I recently read Managing Humans.  Although classified as semi-fiction, with the names of people all fake, I can only imagine that correlation is high to real events, with anyone who has worked with Rands over the years being able to identify who/what/when from the book 🙂   I suspect many of us have considered writing such a book 🙂

Here are just a few classic extracts from the book that can liven up your day of “management” madness

  • Page 5, the all hands meeting run by the CEO that really doesn’t make a connection with the staff
  • Page 8, understand your manager, and what makes him tick 😉
  • Page 10, an utter classic in my view.  The manager who doesn’t understand what you do, and isn’t an engineer.
  • Page 18, Rands Test, 11 possible points
  • Chapter 4 – How to run a meeting. Essentially, agenda and referee
  • Page 58, Classify the Participants.

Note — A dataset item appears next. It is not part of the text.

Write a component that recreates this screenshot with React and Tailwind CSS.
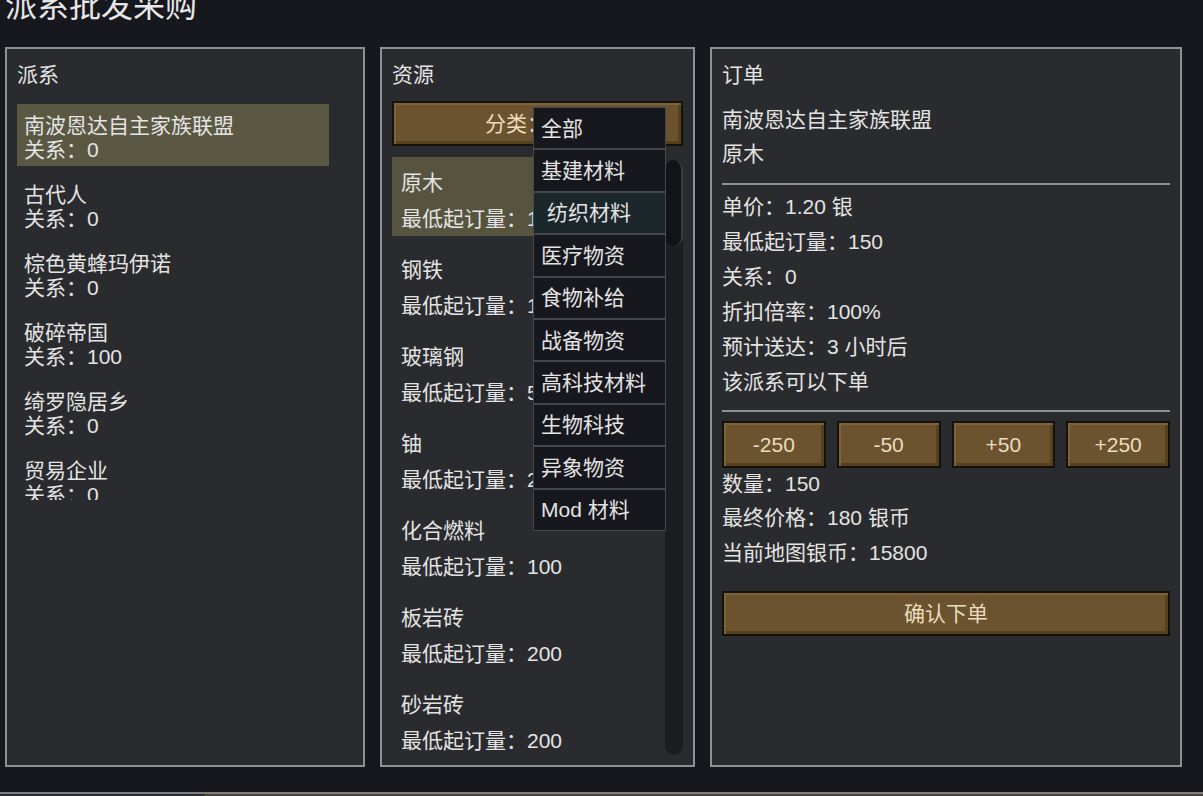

Although obvious, its worrying how many people don’t get this concept.  Pawns and Players – which are you?
  • Page 76,  Management is chess – enough said!.  Understand the consequences, make the decision, move.  If you are not in this game, your in the wrong game.  Have an “edge”, and understand what “execute” (move) means.
  • Chapter 15, great engineers are often promoted to leadership for their hard work.  While many succeed, and equal part fails because the skills required to lead are vastly different than the ones required to be an engineer.
  • Page 99, advice for maintaining an engineering mindset.  I for one have pretty much adhered to this view for the entire history of having direct reports.  Enough said
  • Page 101, remember what it means to be an engineer.  A chap once told me that since he had moved to a management position, he was no longer an engineer.  😦  I was disappointed with the comment
  • Page 113, make great decisions, and take responsibility for those decisions.
  • Chapter 19, as a software developer, you are going to get screwed at some point – very true, and not just once.
  • Page 119, Rands 1.0 Hierarchy.  Some great commentary here, including faking done.
  • Chapter 21, Time to Think.  Like to commentary on Google 20%, page 138.  Its a numbers game of thinking and bumping into stuff.
  • Chapter 26, When the sky falls 🙂  War room,  Think we’ve all been there a few times on this.
  • Page 167, Hacking is important. High-impact, fast-moving and bold barbarian.  Game on.
  • Page 172, Bored people quit – very true!
  • Chapter 34, meeting creatures.  Some gems in here – Mr Irrelevant, and The Snake.
  • Chapter 39, rules for he reorg.
  • Chapter 44, resignation check-list.  Rule #4 is mandatory in my view.  Rule #6 is just madness to even consider.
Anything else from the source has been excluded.